> **INFORMATION SHOWN**:

● ● ● ● ● ● ●

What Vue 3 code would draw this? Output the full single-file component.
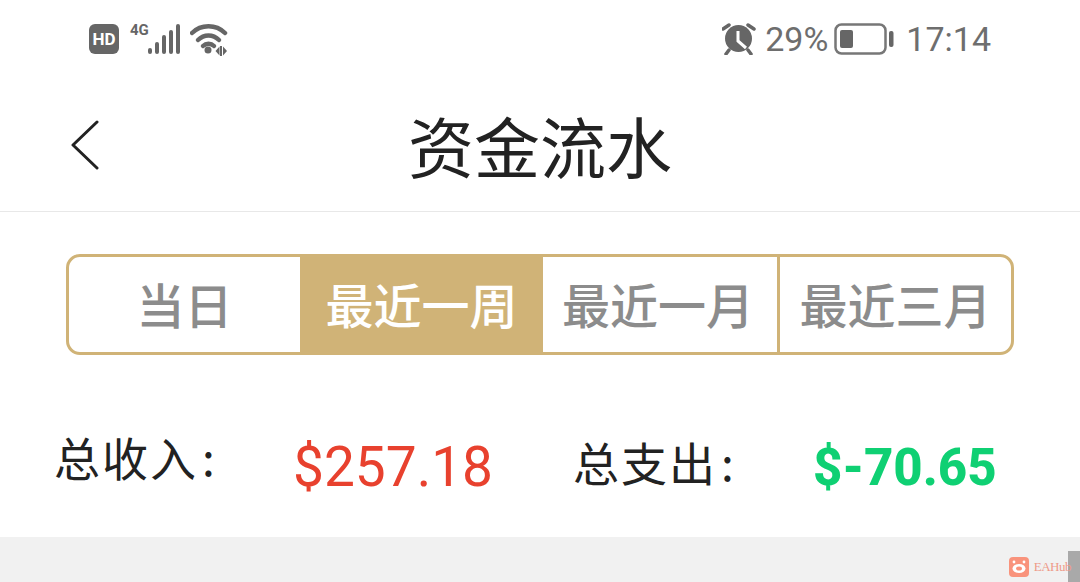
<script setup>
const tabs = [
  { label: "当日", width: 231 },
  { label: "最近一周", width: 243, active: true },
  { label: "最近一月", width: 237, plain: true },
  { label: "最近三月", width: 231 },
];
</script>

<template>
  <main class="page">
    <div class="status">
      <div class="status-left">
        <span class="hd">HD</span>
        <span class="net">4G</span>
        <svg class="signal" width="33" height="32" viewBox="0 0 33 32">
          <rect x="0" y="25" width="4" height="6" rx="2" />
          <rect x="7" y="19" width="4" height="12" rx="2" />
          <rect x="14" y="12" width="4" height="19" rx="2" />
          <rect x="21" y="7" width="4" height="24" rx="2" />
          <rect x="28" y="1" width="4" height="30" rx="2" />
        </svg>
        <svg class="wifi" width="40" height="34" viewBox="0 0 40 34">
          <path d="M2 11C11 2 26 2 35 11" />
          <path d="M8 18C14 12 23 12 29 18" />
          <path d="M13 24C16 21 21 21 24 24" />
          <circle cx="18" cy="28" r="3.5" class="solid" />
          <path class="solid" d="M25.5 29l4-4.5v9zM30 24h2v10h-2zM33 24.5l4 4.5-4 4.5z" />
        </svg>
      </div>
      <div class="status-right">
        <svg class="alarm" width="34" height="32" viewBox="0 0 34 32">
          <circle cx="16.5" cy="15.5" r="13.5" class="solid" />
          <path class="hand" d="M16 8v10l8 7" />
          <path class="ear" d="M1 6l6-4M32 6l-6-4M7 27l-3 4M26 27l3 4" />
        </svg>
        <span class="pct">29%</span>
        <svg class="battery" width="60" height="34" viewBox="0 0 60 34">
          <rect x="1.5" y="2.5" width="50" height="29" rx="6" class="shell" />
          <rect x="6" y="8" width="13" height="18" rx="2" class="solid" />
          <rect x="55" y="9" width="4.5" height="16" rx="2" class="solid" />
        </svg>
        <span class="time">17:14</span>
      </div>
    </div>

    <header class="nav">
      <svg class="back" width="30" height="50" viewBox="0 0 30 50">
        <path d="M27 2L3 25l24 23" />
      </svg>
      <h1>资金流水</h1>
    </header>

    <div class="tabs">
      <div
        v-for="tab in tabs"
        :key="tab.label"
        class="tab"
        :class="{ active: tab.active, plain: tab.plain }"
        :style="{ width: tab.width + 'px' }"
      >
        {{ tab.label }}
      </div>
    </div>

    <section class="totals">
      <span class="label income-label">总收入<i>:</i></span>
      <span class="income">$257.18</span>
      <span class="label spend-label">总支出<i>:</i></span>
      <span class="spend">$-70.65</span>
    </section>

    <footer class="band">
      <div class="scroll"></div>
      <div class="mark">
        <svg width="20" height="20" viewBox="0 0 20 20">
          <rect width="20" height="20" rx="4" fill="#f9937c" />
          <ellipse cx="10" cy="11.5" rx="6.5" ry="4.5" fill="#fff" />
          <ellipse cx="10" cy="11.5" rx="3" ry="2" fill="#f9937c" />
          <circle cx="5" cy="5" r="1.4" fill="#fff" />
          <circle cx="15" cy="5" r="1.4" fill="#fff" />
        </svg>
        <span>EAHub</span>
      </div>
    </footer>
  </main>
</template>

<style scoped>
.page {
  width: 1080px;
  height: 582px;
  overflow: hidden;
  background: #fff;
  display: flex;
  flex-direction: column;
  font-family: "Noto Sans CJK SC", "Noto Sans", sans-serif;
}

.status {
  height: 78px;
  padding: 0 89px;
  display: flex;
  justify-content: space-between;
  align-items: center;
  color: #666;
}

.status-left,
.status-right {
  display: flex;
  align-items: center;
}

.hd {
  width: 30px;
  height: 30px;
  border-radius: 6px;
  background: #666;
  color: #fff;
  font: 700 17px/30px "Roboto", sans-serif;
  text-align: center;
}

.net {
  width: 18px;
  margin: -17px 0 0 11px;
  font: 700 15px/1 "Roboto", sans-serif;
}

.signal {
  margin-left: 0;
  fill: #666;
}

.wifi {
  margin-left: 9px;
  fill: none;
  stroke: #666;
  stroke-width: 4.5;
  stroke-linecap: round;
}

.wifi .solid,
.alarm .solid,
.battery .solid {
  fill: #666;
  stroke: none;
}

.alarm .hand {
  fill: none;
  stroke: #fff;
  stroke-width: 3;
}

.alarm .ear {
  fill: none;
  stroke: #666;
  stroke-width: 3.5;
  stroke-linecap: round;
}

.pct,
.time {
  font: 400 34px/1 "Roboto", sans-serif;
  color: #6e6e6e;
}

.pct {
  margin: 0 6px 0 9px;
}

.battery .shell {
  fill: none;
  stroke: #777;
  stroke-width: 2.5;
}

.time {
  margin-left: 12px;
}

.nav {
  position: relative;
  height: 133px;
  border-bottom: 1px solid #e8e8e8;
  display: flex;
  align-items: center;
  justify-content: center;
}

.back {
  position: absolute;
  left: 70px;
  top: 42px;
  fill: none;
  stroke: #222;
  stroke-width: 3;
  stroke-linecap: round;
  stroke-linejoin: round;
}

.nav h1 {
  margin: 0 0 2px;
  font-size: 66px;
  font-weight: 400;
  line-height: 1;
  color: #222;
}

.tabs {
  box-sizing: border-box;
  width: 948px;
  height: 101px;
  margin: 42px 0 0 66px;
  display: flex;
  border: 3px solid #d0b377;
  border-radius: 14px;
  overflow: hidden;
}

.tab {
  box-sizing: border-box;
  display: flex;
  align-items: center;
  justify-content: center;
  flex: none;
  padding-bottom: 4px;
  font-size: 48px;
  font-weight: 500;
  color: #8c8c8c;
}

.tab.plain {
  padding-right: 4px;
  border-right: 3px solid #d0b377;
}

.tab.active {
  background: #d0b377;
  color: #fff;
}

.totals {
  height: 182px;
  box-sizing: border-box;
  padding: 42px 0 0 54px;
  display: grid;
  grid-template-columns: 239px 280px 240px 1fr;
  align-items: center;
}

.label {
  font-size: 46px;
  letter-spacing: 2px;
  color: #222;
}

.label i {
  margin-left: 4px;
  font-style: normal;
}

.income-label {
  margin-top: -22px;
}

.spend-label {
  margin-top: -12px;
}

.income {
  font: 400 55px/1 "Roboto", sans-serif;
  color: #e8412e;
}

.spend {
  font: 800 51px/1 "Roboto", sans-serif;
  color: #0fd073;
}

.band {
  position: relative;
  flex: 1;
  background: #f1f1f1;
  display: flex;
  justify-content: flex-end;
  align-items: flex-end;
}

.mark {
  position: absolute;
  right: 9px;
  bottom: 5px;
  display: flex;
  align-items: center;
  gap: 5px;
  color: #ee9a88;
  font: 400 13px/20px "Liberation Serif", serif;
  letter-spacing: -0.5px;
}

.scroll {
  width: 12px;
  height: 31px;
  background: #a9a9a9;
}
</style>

● ● ● ● ● ● ●

> **WRITTEN TASK**: Extract the full listing above verbatim; pictures are to be left out of the copy.

> **SOLUTION TO THIS EXERCISE**:
What Vue 3 code would draw this? Output the full single-file component.
<script setup>
const tabs = [
  { label: "当日", width: 231 },
  { label: "最近一周", width: 243, active: true },
  { label: "最近一月", width: 237, plain: true },
  { label: "最近三月", width: 231 },
];
</script>

<template>
  <main class="page">
    <div class="status">
      <div class="status-left">
        <span class="hd">HD</span>
        <span class="net">4G</span>
        <svg class="signal" width="33" height="32" viewBox="0 0 33 32">
          <rect x="0" y="25" width="4" height="6" rx="2" />
          <rect x="7" y="19" width="4" height="12" rx="2" />
          <rect x="14" y="12" width="4" height="19" rx="2" />
          <rect x="21" y="7" width="4" height="24" rx="2" />
          <rect x="28" y="1" width="4" height="30" rx="2" />
        </svg>
        <svg class="wifi" width="40" height="34" viewBox="0 0 40 34">
          <path d="M2 11C11 2 26 2 35 11" />
          <path d="M8 18C14 12 23 12 29 18" />
          <path d="M13 24C16 21 21 21 24 24" />
          <circle cx="18" cy="28" r="3.5" class="solid" />
          <path class="solid" d="M25.5 29l4-4.5v9zM30 24h2v10h-2zM33 24.5l4 4.5-4 4.5z" />
        </svg>
      </div>
      <div class="status-right">
        <svg class="alarm" width="34" height="32" viewBox="0 0 34 32">
          <circle cx="16.5" cy="15.5" r="13.5" class="solid" />
          <path class="hand" d="M16 8v10l8 7" />
          <path class="ear" d="M1 6l6-4M32 6l-6-4M7 27l-3 4M26 27l3 4" />
        </svg>
        <span class="pct">29%</span>
        <svg class="battery" width="60" height="34" viewBox="0 0 60 34">
          <rect x="1.5" y="2.5" width="50" height="29" rx="6" class="shell" />
          <rect x="6" y="8" width="13" height="18" rx="2" class="solid" />
          <rect x="55" y="9" width="4.5" height="16" rx="2" class="solid" />
        </svg>
        <span class="time">17:14</span>
      </div>
    </div>

    <header class="nav">
      <svg class="back" width="30" height="50" viewBox="0 0 30 50">
        <path d="M27 2L3 25l24 23" />
      </svg>
      <h1>资金流水</h1>
    </header>

    <div class="tabs">
      <div
        v-for="tab in tabs"
        :key="tab.label"
        class="tab"
        :class="{ active: tab.active, plain: tab.plain }"
        :style="{ width: tab.width + 'px' }"
      >
        {{ tab.label }}
      </div>
    </div>

    <section class="totals">
      <span class="label income-label">总收入<i>:</i></span>
      <span class="income">$257.18</span>
      <span class="label spend-label">总支出<i>:</i></span>
      <span class="spend">$-70.65</span>
    </section>

    <footer class="band">
      <div class="scroll"></div>
      <div class="mark">
        <svg width="20" height="20" viewBox="0 0 20 20">
          <rect width="20" height="20" rx="4" fill="#f9937c" />
          <ellipse cx="10" cy="11.5" rx="6.5" ry="4.5" fill="#fff" />
          <ellipse cx="10" cy="11.5" rx="3" ry="2" fill="#f9937c" />
          <circle cx="5" cy="5" r="1.4" fill="#fff" />
          <circle cx="15" cy="5" r="1.4" fill="#fff" />
        </svg>
        <span>EAHub</span>
      </div>
    </footer>
  </main>
</template>

<style scoped>
.page {
  width: 1080px;
  height: 582px;
  overflow: hidden;
  background: #fff;
  display: flex;
  flex-direction: column;
  font-family: "Noto Sans CJK SC", "Noto Sans", sans-serif;
}

.status {
  height: 78px;
  padding: 0 89px;
  display: flex;
  justify-content: space-between;
  align-items: center;
  color: #666;
}

.status-left,
.status-right {
  display: flex;
  align-items: center;
}

.hd {
  width: 30px;
  height: 30px;
  border-radius: 6px;
  background: #666;
  color: #fff;
  font: 700 17px/30px "Roboto", sans-serif;
  text-align: center;
}

.net {
  width: 18px;
  margin: -17px 0 0 11px;
  font: 700 15px/1 "Roboto", sans-serif;
}

.signal {
  margin-left: 0;
  fill: #666;
}

.wifi {
  margin-left: 9px;
  fill: none;
  stroke: #666;
  stroke-width: 4.5;
  stroke-linecap: round;
}

.wifi .solid,
.alarm .solid,
.battery .solid {
  fill: #666;
  stroke: none;
}

.alarm .hand {
  fill: none;
  stroke: #fff;
  stroke-width: 3;
}

.alarm .ear {
  fill: none;
  stroke: #666;
  stroke-width: 3.5;
  stroke-linecap: round;
}

.pct,
.time {
  font: 400 34px/1 "Roboto", sans-serif;
  color: #6e6e6e;
}

.pct {
  margin: 0 6px 0 9px;
}

.battery .shell {
  fill: none;
  stroke: #777;
  stroke-width: 2.5;
}

.time {
  margin-left: 12px;
}

.nav {
  position: relative;
  height: 133px;
  border-bottom: 1px solid #e8e8e8;
  display: flex;
  align-items: center;
  justify-content: center;
}

.back {
  position: absolute;
  left: 70px;
  top: 42px;
  fill: none;
  stroke: #222;
  stroke-width: 3;
  stroke-linecap: round;
  stroke-linejoin: round;
}

.nav h1 {
  margin: 0 0 2px;
  font-size: 66px;
  font-weight: 400;
  line-height: 1;
  color: #222;
}

.tabs {
  box-sizing: border-box;
  width: 948px;
  height: 101px;
  margin: 42px 0 0 66px;
  display: flex;
  border: 3px solid #d0b377;
  border-radius: 14px;
  overflow: hidden;
}

.tab {
  box-sizing: border-box;
  display: flex;
  align-items: center;
  justify-content: center;
  flex: none;
  padding-bottom: 4px;
  font-size: 48px;
  font-weight: 500;
  color: #8c8c8c;
}

.tab.plain {
  padding-right: 4px;
  border-right: 3px solid #d0b377;
}

.tab.active {
  background: #d0b377;
  color: #fff;
}

.totals {
  height: 182px;
  box-sizing: border-box;
  padding: 42px 0 0 54px;
  display: grid;
  grid-template-columns: 239px 280px 240px 1fr;
  align-items: center;
}

.label {
  font-size: 46px;
  letter-spacing: 2px;
  color: #222;
}

.label i {
  margin-left: 4px;
  font-style: normal;
}

.income-label {
  margin-top: -22px;
}

.spend-label {
  margin-top: -12px;
}

.income {
  font: 400 55px/1 "Roboto", sans-serif;
  color: #e8412e;
}

.spend {
  font: 800 51px/1 "Roboto", sans-serif;
  color: #0fd073;
}

.band {
  position: relative;
  flex: 1;
  background: #f1f1f1;
  display: flex;
  justify-content: flex-end;
  align-items: flex-end;
}

.mark {
  position: absolute;
  right: 9px;
  bottom: 5px;
  display: flex;
  align-items: center;
  gap: 5px;
  color: #ee9a88;
  font: 400 13px/20px "Liberation Serif", serif;
  letter-spacing: -0.5px;
}

.scroll {
  width: 12px;
  height: 31px;
  background: #a9a9a9;
}
</style>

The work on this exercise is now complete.